While these are ideal types, the differences they suggest are observable. Like Jung, Campbell says the first type usually leads to self-aggrandizement as the ego identifies with a spiritual power or powers which are less than God. The second type often leads to humility and the experience of God’s grace, a grace which originates from beyond the self.
Great historical figures have spoken about the numinous as a spiritual realm pervading the visible world. The Bengali Nobel Prize laureate, Rabindranath Tagore, for instance, termed this subtle presence the surplus. But it’s important to remember that this ‘surplus’ is described differently among world traditions. And even within a single tradition, individual difference seems to be the norm.
One could spend a lifetime experiencing and reflecting on the complexities of the numinous. And even then, its diversity and subtle interpersonal dynamics most likely would not fully be understood.6
In my Father’s house there are many mansions
– John 14:2
2. a) Otto says a morally evil action is “self-depreciating” and “pollutes,” leading toward imagery that suggests the need for “washing and cleansing.” Otto, Rudolf. The Idea of the Holy, second edition, trans. John W. Harvey, Oxford: Oxford University Press, 1973 , p. 55.

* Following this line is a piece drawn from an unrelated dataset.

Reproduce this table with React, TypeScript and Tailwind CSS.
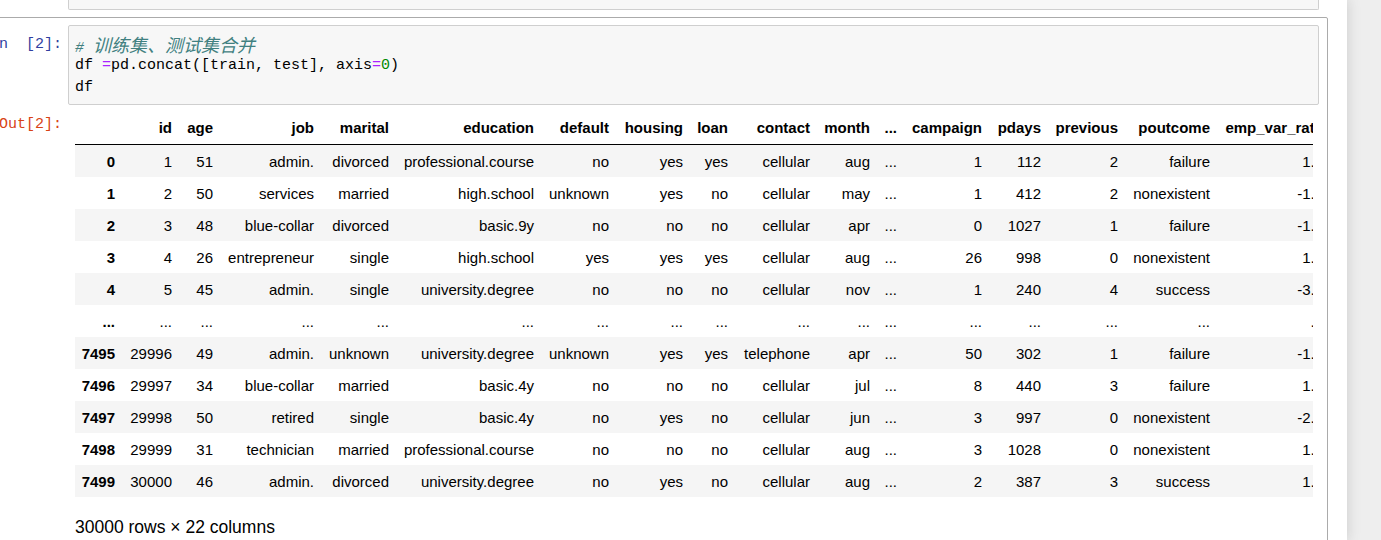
import React from "react";

const COLS =
  "grid grid-cols-[47px_57px_41px_101px_75px_145px_75px_74px_45px_82px_60px_27px_85px_59px_77px_92px_113px]";

const headers = [
  "",
  "id",
  "age",
  "job",
  "marital",
  "education",
  "default",
  "housing",
  "loan",
  "contact",
  "month",
  "...",
  "campaign",
  "pdays",
  "previous",
  "poutcome",
  "emp_var_rate",
];

const rows: string[][] = [
  ["0", "1", "51", "admin.", "divorced", "professional.course", "no", "yes", "yes", "cellular", "aug", "...", "1", "112", "2", "failure", "1.4"],
  ["1", "2", "50", "services", "married", "high.school", "unknown", "yes", "no", "cellular", "may", "...", "1", "412", "2", "nonexistent", "-1.8"],
  ["2", "3", "48", "blue-collar", "divorced", "basic.9y", "no", "no", "no", "cellular", "apr", "...", "0", "1027", "1", "failure", "-1.8"],
  ["3", "4", "26", "entrepreneur", "single", "high.school", "yes", "yes", "yes", "cellular", "aug", "...", "26", "998", "0", "nonexistent", "1.4"],
  ["4", "5", "45", "admin.", "single", "university.degree", "no", "no", "no", "cellular", "nov", "...", "1", "240", "4", "success", "-3.4"],
  ["...", "...", "...", "...", "...", "...", "...", "...", "...", "...", "...", "...", "...", "...", "...", "...", "..."],
  ["7495", "29996", "49", "admin.", "unknown", "university.degree", "unknown", "yes", "yes", "telephone", "apr", "...", "50", "302", "1", "failure", "-1.8"],
  ["7496", "29997", "34", "blue-collar", "married", "basic.4y", "no", "no", "no", "cellular", "jul", "...", "8", "440", "3", "failure", "1.4"],
  ["7497", "29998", "50", "retired", "single", "basic.4y", "no", "yes", "no", "cellular", "jun", "...", "3", "997", "0", "nonexistent", "-2.9"],
  ["7498", "29999", "31", "technician", "married", "professional.course", "no", "no", "no", "cellular", "aug", "...", "3", "1028", "0", "nonexistent", "1.4"],
  ["7499", "30000", "46", "admin.", "divorced", "university.degree", "no", "yes", "no", "cellular", "aug", "...", "2", "387", "3", "success", "1.4"],
];

const mono = "font-['Liberation_Mono','DejaVu_Sans_Mono',monospace]";

export default function App() {
  return (
    <div className="w-[1381px] h-[540px] overflow-hidden flex bg-[#eeeeee] font-['Liberation_Sans',Arial,sans-serif] text-black">
      <div className="relative z-10 w-[1347px] h-[540px] bg-white shadow-[0_0_12px_1px_rgba(87,87,87,0.2)] overflow-hidden">
        {/* previous cell input fragment */}
        <div className="ml-[68px] w-[1251px] h-[10px] border border-t-0 border-[#cfcfcf] bg-[#f7f7f7] rounded-b-[2px]" />

        {/* selected cell */}
        <div className="mt-[7px] ml-[-20px] w-[1348px] h-[600px] border border-[#ababab] rounded-[2px] pt-[7px]">
          {/* input */}
          <div className="flex">
            <div className={`w-[87px] shrink-0 pr-[6px] pt-[9px] text-right text-[15px] leading-[21.5px] text-[#303f9f] whitespace-pre ${mono}`}>
              {"In  [2]:"}
            </div>
            <div className={`w-[1251px] h-[80px] shrink-0 border border-[#cfcfcf] bg-[#f7f7f7] rounded-[2px] pl-[6px] pt-[7px] text-[15px] leading-[22px] whitespace-pre ${mono}`}>
              <div className="h-[22px] italic text-[#408080] overflow-visible">
                {"# "}
                <span className="text-[18px] leading-[22px] font-['Noto_Sans_CJK_SC',sans-serif]">训练集、测试集合并</span>
              </div>
              <div className="h-[22px]">
                {"df "}
                <span className="text-[#aa22ff]">=</span>
                {"pd.concat([train, test], axis"}
                <span className="text-[#aa22ff]">=</span>
                <span className="text-[#008800]">0</span>
                {")"}
              </div>
              <div className="h-[22px]">df</div>
            </div>
          </div>

          {/* output */}
          <div className="flex">
            <div className={`w-[87px] shrink-0 pr-[6px] pt-[9px] text-right text-[15px] leading-[21.5px] text-[#d84315] whitespace-pre ${mono}`}>
              Out[2]:
            </div>
            <div className="ml-[7px] pt-[7px]">
              <div className="w-[1238px] overflow-hidden">
                <div className="w-[1256px] text-[15px]">
                  <div className={`${COLS} h-[33px] border-b border-black font-bold items-center`}>
                    {headers.map((h, i) => (
                      <div key={i} className="pr-[7px] text-right whitespace-nowrap">
                        {h}
                      </div>
                    ))}
                  </div>
                  {rows.map((r, ri) => (
                    <div
                      key={ri}
                      className={`${COLS} h-[32px] pt-[2px] items-center ${ri % 2 === 0 ? "bg-[#f5f5f5]" : "bg-white"}`}
                    >
                      {r.map((c, ci) => (
                        <div
                          key={ci}
                          className={`pr-[7px] text-right whitespace-nowrap ${ci === 0 ? "font-bold" : ""}`}
                        >
                          {c}
                        </div>
                      ))}
                    </div>
                  ))}
                </div>
              </div>
              <div className="mt-[20px] text-[17.5px] leading-[20px]">30000 rows × 22 columns</div>
            </div>
          </div>
        </div>
      </div>
      <div className="flex-1 bg-[#eeeeee]" />
    </div>
  );
}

b) See my outline of Otto’s The Idea of the Holy.
3. See for instance, Yoga: Immortality and Freedom.
4. The issue of Weber’s term charisma as a bridge between sociology and spirituality is elaborated upon by George Hansen in The Trickster and the Paranormal.
5. Ninian Smart, Worldviews: Crosscultural Explorations of Human Beliefs (New York: Charles Scribner’s Sons, 1983), pp. 71-72. Many use the term mysticism in the I-Thou sense as outlined by Martin Buber.
6. The interpenetration of numinosity from one living being to another is hinted at in many traditions, to include C. G. Jung’s psychological treatment of alchemy. The psychoanalytic terms transference and countertransference arguably point in a similar direction—especially the idea of syntonic countertransference. As for the transfer and intermingling of numinosity from an object to a person, here we have the much misunderstood anthropological term, fetish.